After the online data were obtained, the following code was used to identify page length, major, month of completion, year of completion, and advisor for each character string for each student. It looks messy but it’s designed to identify the data while handling as many exceptions as I was willing to incorporate into the parsing mechanism. It’s really nothing more than repeated calls to grep using appropriate search terms to subset the character string.

#function for parsing text from website
get.txt<-function(str.in){

	#separate string by spaces
	str.in<-strsplit(gsub(',',' ',str.in,fixed=T),' ')[[1]]
	str.in<-gsub('.','',str.in,fixed=T)

	#get page number
	pages<-str.in[grep('page',str.in)[1]-1]
	if(grepl('appendices|appendix|:',pages)) pages<-NA

	#get major, exception for error
	if(class(try({
		major<-str.in[c(
			grep(':|;',str.in)[1]:(grep(':|;',str.in)[2]-1)
			)]
		major<-gsub('.','',gsub('Major|Mayor|;|:','',major),fixed=T)
		major<-paste(major[nchar(major)>0],collapse=' ')

		}))=='try-error') major<-NA

	#get year of graduation
	yrs<-seq(2006,2013)
	yr<-str.in[grep(paste(yrs,collapse='|'),str.in)[1]]
	yr<-gsub('Major|:','',yr)
	if(!length(yr)>0) yr<-NA

	#get month of graduation
	months<-c('January','February','March','April','May','June','July','August',
		'September','October','November','December')
	month<-str.in[grep(paste(months,collapse='|'),str.in)[1]]
	month<-gsub('dissertation|dissertatation|\r\n|:','',month)
	if(!length(month)>0) month<-NA

	#get advisor, exception for error
	if(class(try({
		advis<-str.in[(grep('Advis',str.in)+1):(grep('computer',str.in)-2)]
		advis<-paste(advis,collapse=' ')
		}))=='try-error') advis<-NA

	#output text
	c(pages,major,yr,month,advis)

	}

#get data using function, ran on 'dat'
check.pgs<-do.call('rbind',
	lapply(dat,function(x){
		cat(x[1],'\n')
		flush.console()
		c(x[1],get.txt(x[2]))})
		)

#convert to dataframe
check.pgs<-as.data.frame(check.pgs,sringsAsFactors=F)
names(check.pgs)<-c('handle','pages','major','yr','month','advis')
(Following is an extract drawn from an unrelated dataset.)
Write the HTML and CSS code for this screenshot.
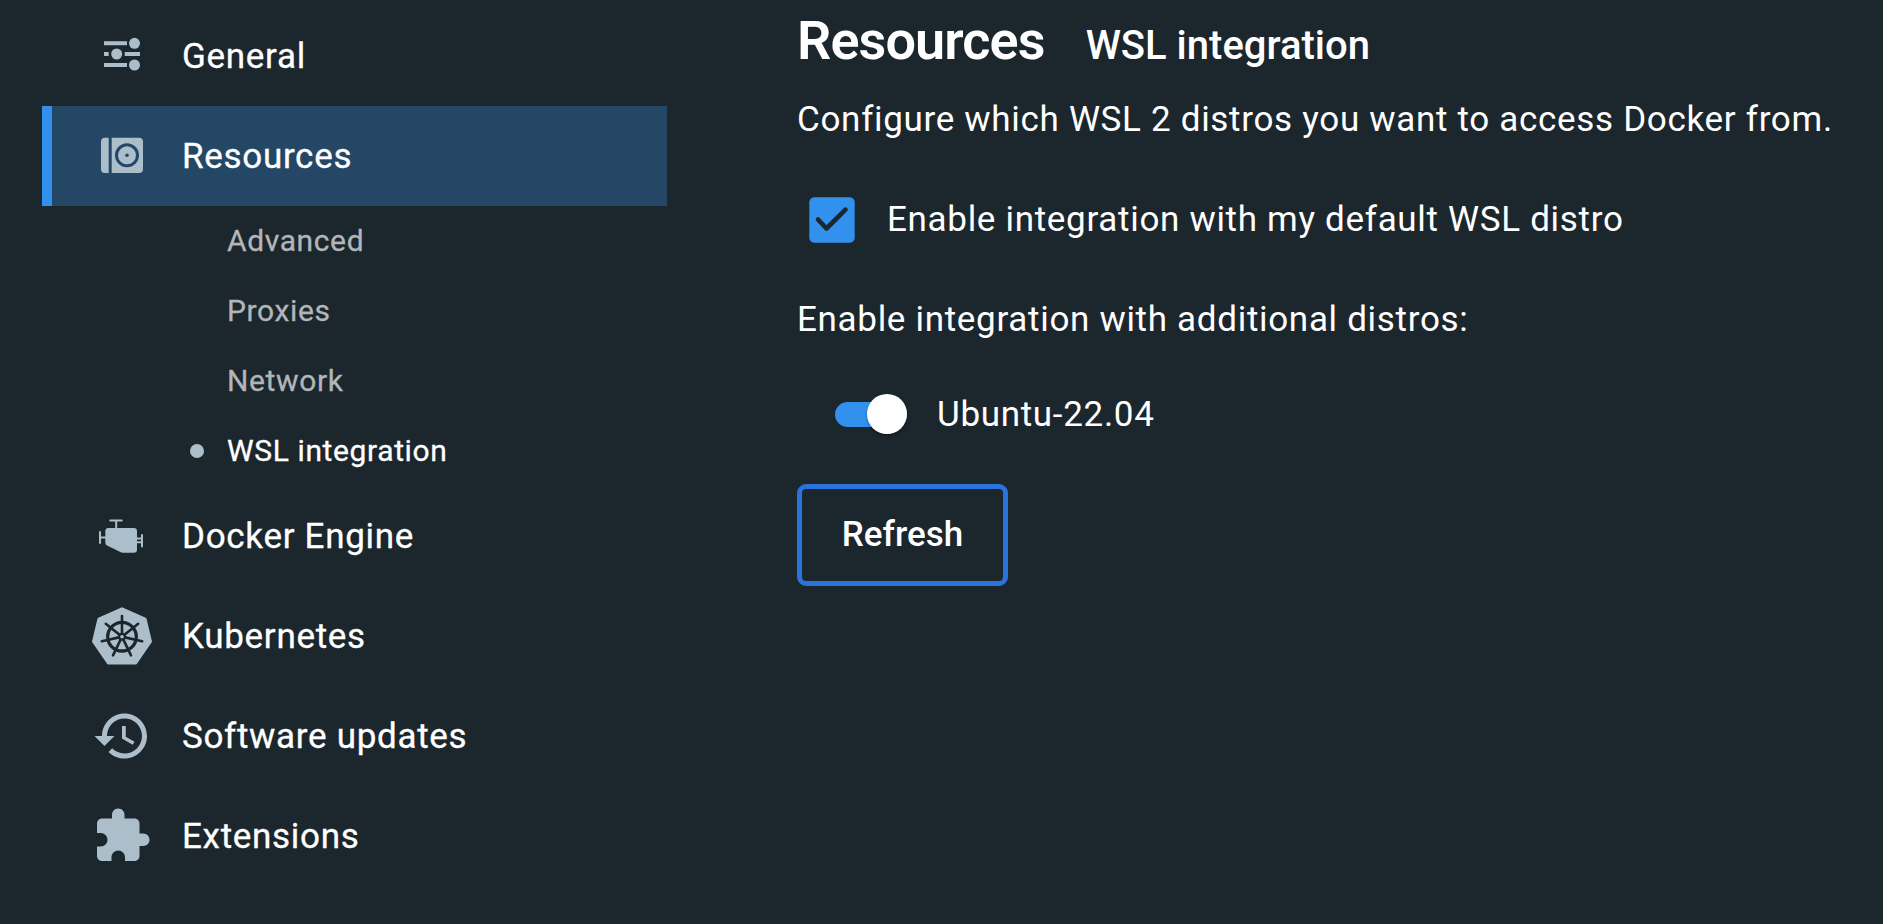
FILE: index.html
```html
<!DOCTYPE html>
<html lang="en">
<head>
<meta charset="utf-8">
<title>Resources – WSL integration</title>
<link rel="stylesheet" href="styles.css">
</head>
<body>
<div class="app">
  <nav class="sidebar">
    <a class="item">
      <svg class="icon" viewBox="0 0 60 60"><path d="M12 15.3h23v4H12zM12 26h4.7v4H12zM32.7 26H48v4H32.7zM12 37h23v4H12z"/><circle cx="42.5" cy="17.3" r="5.5"/><circle cx="24.7" cy="28" r="5.5"/><circle cx="42.5" cy="39" r="5.5"/></svg>
      <span class="label">General</span>
    </a>
    <a class="item item-active">
      <svg class="icon" viewBox="0 0 60 60"><path d="M13 11.7h3.7V47H13a4 4 0 0 1-4-4V15.7a4 4 0 0 1 4-4zM19.7 11.7H47a4 4 0 0 1 4 4V43a4 4 0 0 1-4 4H19.7z"/><circle class="disc-ring" cx="35" cy="29.3" r="10.5"/><circle class="disc-hole" cx="35" cy="29.3" r="1.8"/></svg>
      <span class="label">Resources</span>
    </a>
    <div class="subnav">
      <a class="subitem">Advanced</a>
      <a class="subitem">Proxies</a>
      <a class="subitem">Network</a>
      <a class="subitem subitem-active"><i class="dot"></i>WSL integration</a>
    </div>
    <a class="item">
      <svg class="icon" viewBox="0 0 60 60"><path d="M16.5 22h25.3a3.2 3.2 0 0 1 3.2 3.2v18.3a3.2 3.2 0 0 1-3.2 3.2H30.5a4 4 0 0 1-1.7-.4L15 39.5a3 3 0 0 1-1.7-2.7V25.2A3.2 3.2 0 0 1 16.5 22z"/><path class="pipes" d="M18.3 14.5h11.4M24.2 14.5V23M8 26v11M8 31.5h6M50 29v11.4M44 32.4h6M44 36.3h6"/></svg>
      <span class="label">Docker Engine</span>
    </a>
    <a class="item">
      <svg class="icon" viewBox="0 0 60 60"><path class="hepta" d="M30 2.7 53.2 13 58.6 35.5 43.8 57H16.2L1.4 35.5 6.8 13z"/>
        <g class="wheel"><circle cx="30" cy="30.7" r="14.3"/><path id="spoke" d="M30 27.5V10M30 26.5V17"/><use href="#spoke" transform="rotate(51.43 30 30.7)"/><use href="#spoke" transform="rotate(102.86 30 30.7)"/><use href="#spoke" transform="rotate(154.29 30 30.7)"/><use href="#spoke" transform="rotate(205.71 30 30.7)"/><use href="#spoke" transform="rotate(257.14 30 30.7)"/><use href="#spoke" transform="rotate(308.57 30 30.7)"/></g>
        <circle class="hub" cx="30" cy="30.7" r="4"/><circle cx="30" cy="30.7" r="1.8"/></svg>
      <span class="label">Kubernetes</span>
    </a>
    <a class="item">
      <svg class="icon" viewBox="0 0 24 24"><path d="M13 3c-4.97 0-9 4.03-9 9H1l3.89 3.89.07.14L9 12H6c0-3.87 3.13-7 7-7s7 3.13 7 7-3.13 7-7 7c-1.93 0-3.68-.79-4.94-2.06l-1.42 1.42C8.27 19.99 10.51 21 13 21c4.97 0 9-4.03 9-9s-4.03-9-9-9zm-1 5v5l4.28 2.54.72-1.21-3.5-2.08V8H12z"/></svg>
      <span class="label">Software updates</span>
    </a>
    <a class="item">
      <svg class="icon" viewBox="0 0 24 24"><path d="M20.5 11H19V7c0-1.1-.9-2-2-2h-4V3.5C13 2.12 11.88 1 10.5 1S8 2.12 8 3.5V5H4c-1.1 0-1.99.9-1.99 2v3.8H3.5c1.49 0 2.7 1.21 2.7 2.7s-1.21 2.7-2.7 2.7H2V20c0 1.1.9 2 2 2h3.8v-1.5c0-1.49 1.21-2.7 2.7-2.7 1.49 0 2.7 1.21 2.7 2.7V22H17c1.1 0 2-.9 2-2v-4h1.5c1.38 0 2.5-1.12 2.5-2.5S21.88 11 20.5 11z"/></svg>
      <span class="label">Extensions</span>
    </a>
  </nav>
  <main class="content">
    <header class="heading">
      <h1 class="title">Resources</h1>
      <h2 class="subtitle">WSL integration</h2>
    </header>
    <p class="text">Configure which WSL 2 distros you want to access Docker from.</p>
    <label class="check-row">
      <svg class="checkbox" viewBox="0 0 46 46"><rect class="check-box" x="0.3" y="0.3" width="45.4" height="45.4" rx="5"/><path class="check-mark" d="M9 22.5 17.5 31.5 36.5 12.7"/></svg>
      <span>Enable integration with my default WSL distro</span>
    </label>
    <p class="text">Enable integration with additional distros:</p>
    <label class="switch-row">
      <span class="switch"><span class="thumb"></span></span>
      <span class="label">Ubuntu-22.04</span>
    </label>
    <button class="button">Refresh</button>
  </main>
</div>
</body>
</html>
```

FILE: styles.css
```css
* { box-sizing: border-box; }
body {
  margin: 0;
  background: #1c262d;
  color: #fff;
  font: 400 35px/50px Roboto, sans-serif;
  letter-spacing: 0.69px;
  white-space: nowrap;
  overflow: hidden;
}
.app { display: flex; height: 924px; }
.sidebar {
  width: 625px;
  margin-left: 42px;
  padding-top: 6px;
  flex: none;
  -webkit-text-stroke: 0.3px currentColor;
}
.item {
  display: flex;
  align-items: center;
  gap: 30px;
  height: 100px;
  padding-left: 40px;
  border-left: 10px solid transparent;
}
.item-active { background: #244766; border-left-color: #3391ee; }
.label { padding-top: 2px; }
.icon { width: 60px; height: 60px; fill: #adbecb; }
.disc-ring { fill: none; stroke: #244766; stroke-width: 3; }
.disc-hole { fill: #244766; }
.pipes { fill: none; stroke: #adbecb; stroke-width: 2; stroke-linecap: round; }
.hepta { stroke: #adbecb; stroke-width: 2.8; stroke-linejoin: round; }
.wheel { fill: none; stroke: #1c262d; stroke-width: 3.3; }
.wheel path, .wheel use { stroke-width: 2.6; stroke-linecap: round; }
.hub { fill: #1c262d; }
.subitem {
  display: flex;
  align-items: center;
  height: 70px;
  padding-left: 185px;
  color: #b2b6b9;
  font-size: 30px;
  letter-spacing: 0.62px;
}
.subitem-active { padding-left: 148px; color: #fff; }
.dot {
  width: 14px;
  height: 14px;
  margin-right: 23px;
  border-radius: 50%;
  background: #adbecb;
}
.content { padding: 10px 0 0 130px; }
.heading { display: flex; align-items: baseline; gap: 41px; height: 85px; }
.title, .subtitle { margin: 0; }
.title { font-size: 54px; font-weight: 600; line-height: 62px; letter-spacing: -0.9px; }
.subtitle { font-size: 40px; font-weight: 500; letter-spacing: 0; }
.text { margin: 0; height: 50px; }
.check-row { display: flex; align-items: center; gap: 32px; height: 50px; margin: 50px 0; padding-left: 12px; }
.checkbox { width: 46px; height: 46px; }
.check-box { fill: #3391ee; }
.check-mark { fill: none; stroke: #1c262d; stroke-width: 4.6; stroke-linecap: round; stroke-linejoin: round; }
.switch-row { display: flex; align-items: center; gap: 30px; height: 50px; margin: 44px 0 45px; padding-left: 38px; }
.switch {
  display: flex;
  justify-content: flex-end;
  align-items: center;
  width: 72px;
  height: 25px;
  border-radius: 13px;
  background: #3391ee;
}
.thumb {
  width: 40px;
  height: 40px;
  border-radius: 50%;
  background: #fff;
  box-shadow: 0 2px 3px rgba(0, 0, 0, .3);
}
.button {
  display: block;
  width: 211px;
  height: 102px;
  padding: 0 0 1px;
  border: 5px solid #2a72dc;
  border-radius: 9px;
  background: none;
  color: #fff;
  font: 500 35px/50px Roboto, sans-serif;
}
```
#reformat some vectors for analysis
check.pgs$pages<-as.numeric(as.character(check.pgs$pages))
check.pgs<-na.omit(check.pgs)
months<-c('January','February','March','April','May','June','July','August',
		'September','October','November','December')
check.pgs$month<-factor(check.pgs$month,months,months)
check.pgs$major<-tolower(check.pgs$major)

The section of the code that begins with #get data using function takes the online data (stored as dat on my machine) and applies the function to identify the relevant information. The resulting text is converted to a data frame and some minor reworkings are applied to convert some vectors to numeric or factor values. Now the data are analyzed using the check.pgs object.
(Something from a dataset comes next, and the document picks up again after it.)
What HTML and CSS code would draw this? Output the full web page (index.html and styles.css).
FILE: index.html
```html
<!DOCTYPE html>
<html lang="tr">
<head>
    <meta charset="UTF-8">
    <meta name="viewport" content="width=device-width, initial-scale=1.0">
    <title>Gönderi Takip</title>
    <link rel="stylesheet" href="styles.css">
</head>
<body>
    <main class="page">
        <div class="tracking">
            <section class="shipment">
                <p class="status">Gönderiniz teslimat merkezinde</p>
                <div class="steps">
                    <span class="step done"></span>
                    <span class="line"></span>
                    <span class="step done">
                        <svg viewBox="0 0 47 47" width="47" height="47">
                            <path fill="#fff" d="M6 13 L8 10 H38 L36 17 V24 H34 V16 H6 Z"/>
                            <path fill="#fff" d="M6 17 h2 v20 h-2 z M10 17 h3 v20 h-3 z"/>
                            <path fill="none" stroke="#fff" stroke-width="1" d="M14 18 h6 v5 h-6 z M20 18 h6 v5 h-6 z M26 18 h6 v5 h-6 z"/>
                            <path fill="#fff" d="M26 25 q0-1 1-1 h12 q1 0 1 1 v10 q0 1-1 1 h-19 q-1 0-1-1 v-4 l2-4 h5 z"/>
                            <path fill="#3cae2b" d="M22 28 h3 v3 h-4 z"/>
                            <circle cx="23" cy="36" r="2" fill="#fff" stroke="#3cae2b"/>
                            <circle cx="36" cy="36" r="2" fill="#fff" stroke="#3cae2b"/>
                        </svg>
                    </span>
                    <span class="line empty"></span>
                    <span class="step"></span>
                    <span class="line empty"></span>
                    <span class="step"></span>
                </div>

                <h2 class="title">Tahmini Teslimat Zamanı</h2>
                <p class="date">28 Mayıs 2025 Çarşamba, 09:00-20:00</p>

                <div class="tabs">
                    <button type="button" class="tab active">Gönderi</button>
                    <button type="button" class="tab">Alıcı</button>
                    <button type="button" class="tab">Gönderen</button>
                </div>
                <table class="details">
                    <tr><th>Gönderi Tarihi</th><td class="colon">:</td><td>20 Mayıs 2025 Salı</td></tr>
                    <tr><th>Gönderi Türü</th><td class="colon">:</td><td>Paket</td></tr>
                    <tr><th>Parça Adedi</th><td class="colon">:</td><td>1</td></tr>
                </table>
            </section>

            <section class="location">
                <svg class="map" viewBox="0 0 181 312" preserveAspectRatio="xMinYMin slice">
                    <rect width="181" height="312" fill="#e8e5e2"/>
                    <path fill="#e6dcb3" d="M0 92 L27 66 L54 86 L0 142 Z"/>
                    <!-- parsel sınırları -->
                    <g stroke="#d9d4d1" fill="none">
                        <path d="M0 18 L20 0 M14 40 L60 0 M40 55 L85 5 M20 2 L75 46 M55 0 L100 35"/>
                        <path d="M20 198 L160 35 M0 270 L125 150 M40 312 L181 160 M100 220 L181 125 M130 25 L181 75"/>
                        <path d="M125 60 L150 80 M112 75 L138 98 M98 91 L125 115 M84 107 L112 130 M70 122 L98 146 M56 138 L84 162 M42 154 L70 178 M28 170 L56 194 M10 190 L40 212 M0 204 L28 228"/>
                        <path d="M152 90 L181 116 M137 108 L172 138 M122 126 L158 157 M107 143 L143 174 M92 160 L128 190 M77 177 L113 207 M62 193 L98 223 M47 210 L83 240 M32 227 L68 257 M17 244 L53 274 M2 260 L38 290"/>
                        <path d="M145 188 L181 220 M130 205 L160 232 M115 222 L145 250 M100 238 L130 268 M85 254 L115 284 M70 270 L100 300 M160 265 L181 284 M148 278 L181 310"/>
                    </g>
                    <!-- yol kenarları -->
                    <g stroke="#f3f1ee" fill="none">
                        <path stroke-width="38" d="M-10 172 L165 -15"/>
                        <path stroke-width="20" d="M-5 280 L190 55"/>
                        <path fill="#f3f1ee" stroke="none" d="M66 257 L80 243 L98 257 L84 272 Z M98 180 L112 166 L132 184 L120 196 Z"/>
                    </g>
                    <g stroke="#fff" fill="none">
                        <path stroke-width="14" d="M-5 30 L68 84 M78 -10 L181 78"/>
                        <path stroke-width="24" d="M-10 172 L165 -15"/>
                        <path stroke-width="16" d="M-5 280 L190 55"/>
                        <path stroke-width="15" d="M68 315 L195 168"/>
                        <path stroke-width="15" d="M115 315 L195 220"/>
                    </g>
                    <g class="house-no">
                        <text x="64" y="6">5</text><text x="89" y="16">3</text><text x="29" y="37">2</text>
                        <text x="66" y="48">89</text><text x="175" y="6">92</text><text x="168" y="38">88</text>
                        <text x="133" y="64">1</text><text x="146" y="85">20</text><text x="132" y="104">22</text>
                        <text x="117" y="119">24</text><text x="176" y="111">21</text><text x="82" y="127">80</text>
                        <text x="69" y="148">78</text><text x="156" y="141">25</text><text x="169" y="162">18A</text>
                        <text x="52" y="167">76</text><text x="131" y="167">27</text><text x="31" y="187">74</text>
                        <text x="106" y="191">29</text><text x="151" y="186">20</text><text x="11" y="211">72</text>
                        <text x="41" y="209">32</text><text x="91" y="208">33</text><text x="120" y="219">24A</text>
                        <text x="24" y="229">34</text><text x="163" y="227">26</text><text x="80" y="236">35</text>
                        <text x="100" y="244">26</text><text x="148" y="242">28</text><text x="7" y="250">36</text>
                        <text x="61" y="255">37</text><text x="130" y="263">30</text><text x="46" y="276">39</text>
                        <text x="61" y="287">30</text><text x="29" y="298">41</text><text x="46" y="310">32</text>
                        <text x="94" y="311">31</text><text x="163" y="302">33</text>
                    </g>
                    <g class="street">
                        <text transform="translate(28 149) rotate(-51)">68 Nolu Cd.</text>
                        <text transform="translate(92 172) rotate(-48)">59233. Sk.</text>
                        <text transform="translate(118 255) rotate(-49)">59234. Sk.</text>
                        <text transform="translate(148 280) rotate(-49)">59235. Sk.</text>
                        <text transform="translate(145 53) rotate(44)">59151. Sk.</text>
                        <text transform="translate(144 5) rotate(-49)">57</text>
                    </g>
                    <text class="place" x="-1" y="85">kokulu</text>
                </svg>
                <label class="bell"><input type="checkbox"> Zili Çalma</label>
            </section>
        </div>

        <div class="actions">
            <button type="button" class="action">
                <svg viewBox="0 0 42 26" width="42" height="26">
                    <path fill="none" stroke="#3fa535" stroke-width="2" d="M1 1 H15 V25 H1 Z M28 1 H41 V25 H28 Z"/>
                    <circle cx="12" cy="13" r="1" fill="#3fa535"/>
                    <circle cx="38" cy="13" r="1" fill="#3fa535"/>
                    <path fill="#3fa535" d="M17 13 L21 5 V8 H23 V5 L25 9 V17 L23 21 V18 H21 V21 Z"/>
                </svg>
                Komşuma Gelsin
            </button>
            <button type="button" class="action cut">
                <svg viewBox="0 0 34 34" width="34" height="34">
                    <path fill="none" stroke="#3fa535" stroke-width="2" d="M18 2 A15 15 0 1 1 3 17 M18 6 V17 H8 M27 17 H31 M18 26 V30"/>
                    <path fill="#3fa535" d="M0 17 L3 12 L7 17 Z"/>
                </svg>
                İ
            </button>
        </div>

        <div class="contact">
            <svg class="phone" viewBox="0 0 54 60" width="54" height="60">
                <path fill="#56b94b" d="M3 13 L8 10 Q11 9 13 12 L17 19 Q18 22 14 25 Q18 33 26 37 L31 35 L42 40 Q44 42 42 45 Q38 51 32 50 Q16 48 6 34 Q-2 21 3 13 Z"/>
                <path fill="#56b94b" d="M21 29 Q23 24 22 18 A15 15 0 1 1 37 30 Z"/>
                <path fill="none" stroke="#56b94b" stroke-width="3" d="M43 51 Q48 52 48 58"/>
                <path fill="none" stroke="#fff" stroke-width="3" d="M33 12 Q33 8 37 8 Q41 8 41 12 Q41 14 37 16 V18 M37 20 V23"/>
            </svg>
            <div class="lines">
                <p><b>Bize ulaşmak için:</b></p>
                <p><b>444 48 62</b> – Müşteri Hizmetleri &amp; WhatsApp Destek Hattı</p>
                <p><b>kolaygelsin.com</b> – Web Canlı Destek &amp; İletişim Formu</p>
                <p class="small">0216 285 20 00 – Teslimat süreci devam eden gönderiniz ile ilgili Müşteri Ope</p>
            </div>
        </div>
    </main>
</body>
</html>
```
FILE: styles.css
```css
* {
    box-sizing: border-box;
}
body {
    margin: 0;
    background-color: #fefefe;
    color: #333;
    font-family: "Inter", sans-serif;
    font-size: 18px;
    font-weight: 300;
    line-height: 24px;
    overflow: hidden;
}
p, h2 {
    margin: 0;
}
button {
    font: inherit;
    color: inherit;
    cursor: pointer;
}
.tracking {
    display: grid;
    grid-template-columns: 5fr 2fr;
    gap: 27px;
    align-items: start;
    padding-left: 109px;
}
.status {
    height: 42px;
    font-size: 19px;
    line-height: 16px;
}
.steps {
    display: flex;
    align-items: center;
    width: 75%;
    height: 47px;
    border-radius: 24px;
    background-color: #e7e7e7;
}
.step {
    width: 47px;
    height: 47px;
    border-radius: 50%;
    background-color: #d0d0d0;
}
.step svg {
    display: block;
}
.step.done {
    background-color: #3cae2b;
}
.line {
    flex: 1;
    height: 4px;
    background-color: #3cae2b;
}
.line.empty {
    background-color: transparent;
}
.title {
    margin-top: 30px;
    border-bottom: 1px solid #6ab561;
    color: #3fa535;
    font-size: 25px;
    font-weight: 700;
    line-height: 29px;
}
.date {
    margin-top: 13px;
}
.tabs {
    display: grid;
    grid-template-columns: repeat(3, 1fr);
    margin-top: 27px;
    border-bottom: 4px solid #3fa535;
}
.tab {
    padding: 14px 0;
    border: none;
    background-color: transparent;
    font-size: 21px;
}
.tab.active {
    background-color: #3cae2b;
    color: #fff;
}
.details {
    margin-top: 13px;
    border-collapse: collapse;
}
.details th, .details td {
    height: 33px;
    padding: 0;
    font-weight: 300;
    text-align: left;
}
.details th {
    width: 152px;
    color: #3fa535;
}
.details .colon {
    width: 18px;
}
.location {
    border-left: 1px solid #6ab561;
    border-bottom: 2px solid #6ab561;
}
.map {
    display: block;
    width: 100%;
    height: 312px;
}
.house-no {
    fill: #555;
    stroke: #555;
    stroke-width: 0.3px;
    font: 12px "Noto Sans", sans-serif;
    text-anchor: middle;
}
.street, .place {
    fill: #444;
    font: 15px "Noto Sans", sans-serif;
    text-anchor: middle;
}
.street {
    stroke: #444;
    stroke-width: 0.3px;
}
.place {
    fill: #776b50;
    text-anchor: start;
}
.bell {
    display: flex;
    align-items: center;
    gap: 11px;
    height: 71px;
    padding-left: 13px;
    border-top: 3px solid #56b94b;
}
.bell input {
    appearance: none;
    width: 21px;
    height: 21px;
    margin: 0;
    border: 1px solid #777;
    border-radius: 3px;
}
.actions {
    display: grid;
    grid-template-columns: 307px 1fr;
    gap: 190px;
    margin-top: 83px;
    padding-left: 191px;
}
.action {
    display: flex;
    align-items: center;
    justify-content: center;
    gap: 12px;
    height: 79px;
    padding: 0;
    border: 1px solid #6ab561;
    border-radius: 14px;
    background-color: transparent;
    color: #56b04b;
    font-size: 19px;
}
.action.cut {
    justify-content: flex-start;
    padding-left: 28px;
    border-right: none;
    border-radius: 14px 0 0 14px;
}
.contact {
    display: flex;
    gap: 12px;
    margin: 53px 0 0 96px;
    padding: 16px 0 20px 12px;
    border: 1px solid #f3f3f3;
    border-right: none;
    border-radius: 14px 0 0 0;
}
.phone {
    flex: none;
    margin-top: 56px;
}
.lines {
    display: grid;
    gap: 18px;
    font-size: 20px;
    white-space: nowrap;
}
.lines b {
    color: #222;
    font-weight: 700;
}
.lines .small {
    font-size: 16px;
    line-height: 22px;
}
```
The data contained 2,536 records for students that completed their dissertations since 2007. The range was incredibly variable (minimum of 21 pages, maximum of 2002), but most dissertations were around 100 to 200 pages.

Interestingly, a lot of students graduated in August just prior to the fall semester. As expected, spikes in defense dates were also observed in December and May at the ends of the fall and spring semesters.

The top four majors with the most dissertations on record were (in descending order) educational policy and administration, electrical engineering, educational psychology, and psychology.

I’ve selected the top fifty majors with the highest number of dissertations and created boxplots to show relative distributions. Not many differences are observed among the majors, although some exceptions are apparent. Economics, mathematics, and biostatistics had the lowest median page lengths, whereas anthropology, history, and political science had the highest median page lengths. This distinction makes sense given the nature of the disciplines.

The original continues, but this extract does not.